Challenge:
Return all lines from the listing below in which the string "this" occurs.

Task input:
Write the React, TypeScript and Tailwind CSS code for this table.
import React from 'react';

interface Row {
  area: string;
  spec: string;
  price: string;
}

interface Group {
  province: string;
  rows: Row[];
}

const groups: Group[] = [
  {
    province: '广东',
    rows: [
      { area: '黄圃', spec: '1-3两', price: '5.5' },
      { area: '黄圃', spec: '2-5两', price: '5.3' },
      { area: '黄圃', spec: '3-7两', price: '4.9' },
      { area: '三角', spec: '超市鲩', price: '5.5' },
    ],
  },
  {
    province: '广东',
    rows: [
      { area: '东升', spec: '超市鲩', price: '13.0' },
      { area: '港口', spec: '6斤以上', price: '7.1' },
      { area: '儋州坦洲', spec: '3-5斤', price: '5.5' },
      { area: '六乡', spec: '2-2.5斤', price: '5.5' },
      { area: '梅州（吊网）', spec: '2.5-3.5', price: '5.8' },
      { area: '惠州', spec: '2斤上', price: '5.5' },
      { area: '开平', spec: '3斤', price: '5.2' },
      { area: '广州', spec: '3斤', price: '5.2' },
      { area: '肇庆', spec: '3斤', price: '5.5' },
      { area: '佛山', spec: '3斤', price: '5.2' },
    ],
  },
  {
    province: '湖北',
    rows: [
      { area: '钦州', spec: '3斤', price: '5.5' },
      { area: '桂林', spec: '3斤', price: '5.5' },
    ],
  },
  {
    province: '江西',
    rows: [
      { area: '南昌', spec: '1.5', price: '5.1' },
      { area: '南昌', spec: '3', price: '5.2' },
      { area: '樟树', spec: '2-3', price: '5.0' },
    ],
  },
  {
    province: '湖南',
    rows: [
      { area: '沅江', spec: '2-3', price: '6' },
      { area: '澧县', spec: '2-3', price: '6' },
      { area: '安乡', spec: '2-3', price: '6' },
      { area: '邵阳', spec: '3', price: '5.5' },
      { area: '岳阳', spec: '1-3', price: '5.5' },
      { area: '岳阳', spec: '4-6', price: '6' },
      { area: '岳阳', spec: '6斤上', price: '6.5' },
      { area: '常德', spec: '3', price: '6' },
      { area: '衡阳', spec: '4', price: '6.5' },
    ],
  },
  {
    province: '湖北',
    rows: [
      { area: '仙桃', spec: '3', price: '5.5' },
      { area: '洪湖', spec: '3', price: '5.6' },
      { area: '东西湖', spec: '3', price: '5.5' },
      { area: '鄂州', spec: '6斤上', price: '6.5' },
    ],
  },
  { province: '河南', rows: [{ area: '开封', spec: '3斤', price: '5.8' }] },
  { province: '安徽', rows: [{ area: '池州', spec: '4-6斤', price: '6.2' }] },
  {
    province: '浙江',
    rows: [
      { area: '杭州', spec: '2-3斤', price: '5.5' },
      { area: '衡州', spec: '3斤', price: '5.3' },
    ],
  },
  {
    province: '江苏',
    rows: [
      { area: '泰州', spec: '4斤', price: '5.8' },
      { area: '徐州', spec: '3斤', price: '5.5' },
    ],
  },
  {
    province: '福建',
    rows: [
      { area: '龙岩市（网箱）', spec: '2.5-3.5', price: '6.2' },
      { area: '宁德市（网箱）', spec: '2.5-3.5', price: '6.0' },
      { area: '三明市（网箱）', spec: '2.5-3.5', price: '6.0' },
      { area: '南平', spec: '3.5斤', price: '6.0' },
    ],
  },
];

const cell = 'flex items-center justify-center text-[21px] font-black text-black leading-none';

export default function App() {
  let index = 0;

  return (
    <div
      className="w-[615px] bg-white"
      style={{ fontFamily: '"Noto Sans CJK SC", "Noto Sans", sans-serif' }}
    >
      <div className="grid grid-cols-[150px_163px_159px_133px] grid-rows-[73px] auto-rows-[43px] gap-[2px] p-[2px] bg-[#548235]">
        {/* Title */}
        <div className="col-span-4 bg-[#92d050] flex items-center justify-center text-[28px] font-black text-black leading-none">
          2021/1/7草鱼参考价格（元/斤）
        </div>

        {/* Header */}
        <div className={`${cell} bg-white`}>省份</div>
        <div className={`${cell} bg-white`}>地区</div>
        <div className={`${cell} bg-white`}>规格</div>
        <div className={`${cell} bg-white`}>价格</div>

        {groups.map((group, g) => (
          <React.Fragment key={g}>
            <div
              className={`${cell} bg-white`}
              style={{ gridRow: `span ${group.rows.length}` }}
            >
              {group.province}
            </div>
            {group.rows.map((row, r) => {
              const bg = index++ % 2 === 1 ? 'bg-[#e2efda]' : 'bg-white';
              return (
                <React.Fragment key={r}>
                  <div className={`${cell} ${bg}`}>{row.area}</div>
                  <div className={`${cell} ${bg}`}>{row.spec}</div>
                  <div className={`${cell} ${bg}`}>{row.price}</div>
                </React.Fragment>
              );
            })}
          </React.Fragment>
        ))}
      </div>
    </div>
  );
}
---
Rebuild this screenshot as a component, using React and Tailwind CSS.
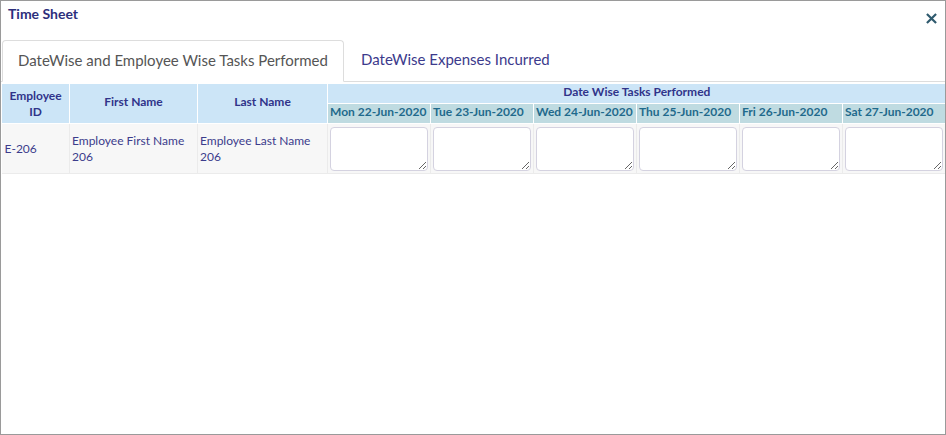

Complete answer:
Write the React, TypeScript and Tailwind CSS code for this table.
Rebuild this screenshot as a component, using React and Tailwind CSS.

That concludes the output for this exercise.